Laser-Assisted Thermal Imprinting of Microlens Arrays—Effects of Pressing Pressure and Pattern Size

Abstract

Polymer films with nano- or microstructured surfaces have been widely applied to optical devices, bioplates, and printed electronics. Laser-assisted thermal imprinting (LATI), in which a laser directly heats the surfaces of a mold and a thermoplastic polymer, is one of the high-throughput methods of replicating nano- or microstructures on polymer films. Only the surfaces of the mold and polymer film are heated and cooled rapidly, therefore it is possible to replicate nano- or microstructures on polymer films more rapidly than by using conventional thermal nanoimprinting.

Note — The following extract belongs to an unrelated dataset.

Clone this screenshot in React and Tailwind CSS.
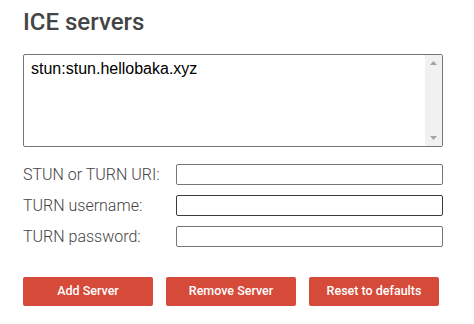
const FIELDS = [
  { label: 'STUN or TURN URI:', border: 'border-[#767676]' },
  { label: 'TURN username:', border: 'border-[#3b3b3b]' },
  { label: 'TURN password:', border: 'border-[#767676]' },
]

const BUTTONS = ['Add Server', 'Remove Server', 'Reset to defaults']

export default function App() {
  return (
    <div className="w-[474px] h-[324px] bg-white pl-[23px] pt-[8px] font-['Roboto',sans-serif] text-[#444]">
      <h2 className="text-[24px] leading-[28px] font-medium">ICE servers</h2>

      {/* server list (textarea look-alike with classic scrollbar) */}
      <div className="mt-[18px] w-[420px] h-[93px] border border-[#767676] rounded-[2px] flex">
        <div className="flex-1 pl-[7px] pt-[5px] font-['Liberation_Sans',Arial,sans-serif] text-[16px] leading-[18px] text-black">
          stun:stun.hellobaka.xyz
        </div>
        <div className="w-[17px] bg-[#f1f1f1] flex flex-col items-center justify-between py-[6px]">
          <svg width="7" height="4" viewBox="0 0 7 4"><path d="M3.5 0L7 4H0z" fill="#a3a3a3" /></svg>
          <svg width="7" height="4" viewBox="0 0 7 4"><path d="M0 0H7L3.5 4z" fill="#a3a3a3" /></svg>
        </div>
      </div>

      <div className="mt-[17px] flex flex-col gap-[10px]">
        {FIELDS.map(f => (
          <div key={f.label} className="flex items-center">
            <span className="w-[153px] text-[16px] leading-[20px] font-light">{f.label}</span>
            <div className={`w-[267px] h-[21px] border ${f.border} rounded-[2px]`} />
          </div>
        ))}
      </div>

      <div className="mt-[30px] flex gap-[13px]">
        {BUTTONS.map(b => (
          <button
            key={b}
            className="w-[130px] h-[29px] rounded-[2px] bg-[#d54a39] text-white text-[12.5px] font-medium"
          >
            {b}
          </button>
        ))}
      </div>
    </div>
  )
}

In this study, microlens arrays (MLAs) were replicated on polymethylmethacrylate (PMMA) films using LATI, and the effects of the pressing pressure (10−50 MPa) and the pattern size (33- and 5-μm pitch) of the MLA on the filling ratio were investigated by analyzing a microlens replicated using different laser-irradiation times (0.1−2 ms). The filling ratio increased with increasing pressing pressure and laser-irradiation time in the replication of MLAs with varying sizes, while the flow of the PMMA varied with the pressing pressure and laser-irradiation time. It was found that during filling, the shape of the polymer cross-sectional surface demonstrated a double and single peak in the 33- and 5-μm-pitch patterns, respectively. This was because the depth of the heated area in the 33-μm-pitch pattern was smaller than the pattern size, whereas that of the 5-μm-pitch pattern was comparable to (or larger) than the pattern size.